Labour market changes have been a key driver of inequality trends in Australia. The earnings gap between the 10% best and least paid full-time workers increased by a fifth between 1980 and in 2008.
Employment income makes up only a third of household income in the bottom quintile in Australia (compared to an OECD average of two thirds). This suggests jobless households face a much higher risk of falling at the bottom of the income distribution.
The tax-benefit system in Australia has offset just over half of the rise that occurred in market income inequality during the past two decades, a percentage that is higher than in many other OECD countries.
Nonetheless, since the mid-1980s, taxes have become less redistributive. Both progressivity and average tax rates have declined. And since the mid-1990s the overall redistributive effect also weakened. In most cases, out-of-work income as a proportion of in-work income has fallen, in part due to allowance rates failing to keep pace with wage growth. Only lone parents, whose income support is tied to an average earnings measure and who benefited from more generous family benefits, were excepted.The flattening of the personal income tax system in the mid-2000s (e.g. through increases to the top threshold) also contributed to a reduced capacity of redistribution.
Spending on public services in Australia is higher than the OECD average but spending on cash transfers is lower. Overall, these services such as education, health or care cut inequality by 17%, a little less than the OECD average.
In other words the rich got richer and the tax system got less progressive.

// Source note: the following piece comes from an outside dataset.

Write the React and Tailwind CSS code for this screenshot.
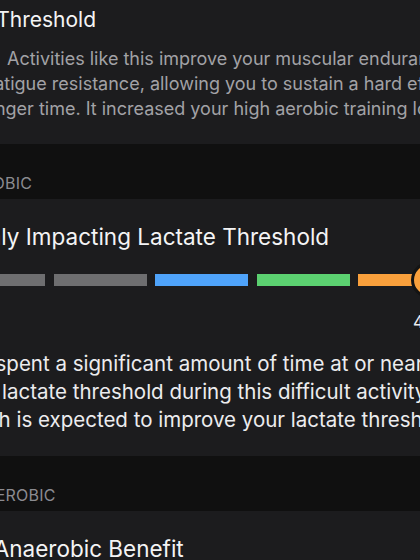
const segments = [
  'bg-[#6e6e70]',
  'bg-[#6e6e70]',
  'bg-[#4fa3fa]',
  'bg-[#5bd070]',
  'bg-[#f9a03c]',
]

function SectionHeader({ label }) {
  return (
    <div className="bg-[#101010] pt-[29px] pb-[6px]">
      <div className="-ml-[39px] whitespace-nowrap text-[16px] leading-5 tracking-[0.2px] text-[#8b8b90]">{label}</div>
    </div>
  )
}

export default function App() {
  return (
    <div className="h-[560px] w-[420px] overflow-hidden bg-[#101010] font-['Inter','Noto_Sans',sans-serif] antialiased">
      <section className="bg-[#1c1c1e] pt-[6px] pb-[23px]">
        <h2 className="-ml-[83px] whitespace-nowrap text-[21px] leading-7 text-[#f4f4f5]">Lactate Threshold</h2>
        <div className="-ml-[49px] mt-[12px] text-[18px] leading-[25px] text-[#a2a2a6]">
          <p className="ml-[56px] whitespace-nowrap">Activities like this improve your muscular endurance</p>
          <p className="whitespace-nowrap">and fatigue resistance, allowing you to sustain a hard effort</p>
          <p className="whitespace-nowrap">for longer time. It increased your high aerobic training load.</p>
        </div>
      </section>

      <SectionHeader label="AEROBIC" />

      <section className="bg-[#1c1c1e] pt-6 pb-[22px]">
        <h2 className="-ml-[48px] whitespace-nowrap text-[22.5px] leading-7 text-[#f4f4f5]">Highly Impacting Lactate Threshold</h2>
        <div className="relative mt-[23px] -ml-[48px] flex gap-[8.5px]">
          {segments.map((color, i) => (
            <div key={i} className={`h-3 w-[93px] shrink-0 ${color}`} />
          ))}
          <div className="absolute left-[459px] -top-[12px] size-9 rounded-full border-[3px] border-[#141414] bg-[#f9a03c]" />
        </div>
        <div className="mt-[26px] ml-[413px] whitespace-nowrap text-[17px] leading-5 text-[#ececee]">4.7</div>
        <div className="-ml-[47px] mt-[18px] text-[20.5px] leading-[28px] text-[#ececee]">
          <p className="whitespace-nowrap">You spent a significant amount of time at or near your</p>
          <p className="whitespace-nowrap">your lactate threshold during this difficult activity,</p>
          <p className="whitespace-nowrap">which is expected to improve your lactate threshold.</p>
        </div>
      </section>

      <SectionHeader label="ANAEROBIC" />

      <section className="bg-[#1c1c1e] pt-6 pb-[23px]">
        <h2 className="-ml-[43px] whitespace-nowrap text-[22.5px] leading-7 text-[#f4f4f5]">No Anaerobic Benefit</h2>
      </section>
    </div>
  )
}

Taxing the rich would be one good start to redress this systemic trend of, to use the technical terms, shovelling our wealth to the parasites.

But as the OECD analysis shows, this is an after the event occurrence. It is shutting the stable door after the carriage of the rich with its six horses has bolted. In any event, as the OECD has shown, tax policy and law are always changing to encourage the wealth shift to the rich or at least to restrain it less and less.

A better approach would be to address the issue at its source. Stop the wealth shift from occurring in the first place.

That means winning big real wage increases to win back some of the national income now going to capital. In fact the amount going to capital is now at its highest ever.

This is because to address the tendency of the rate of profit to fall bosses around the globe, including Australia, have got us to work longer and longer (unpaid) hours, to work harder and faster, with fewer staff.

The time has come to fight back, to win a more equal society by striking for big real wage increases.

And the time has come to redistribute wealth away from them and back to us by fighting to cut the working week to 30 hours.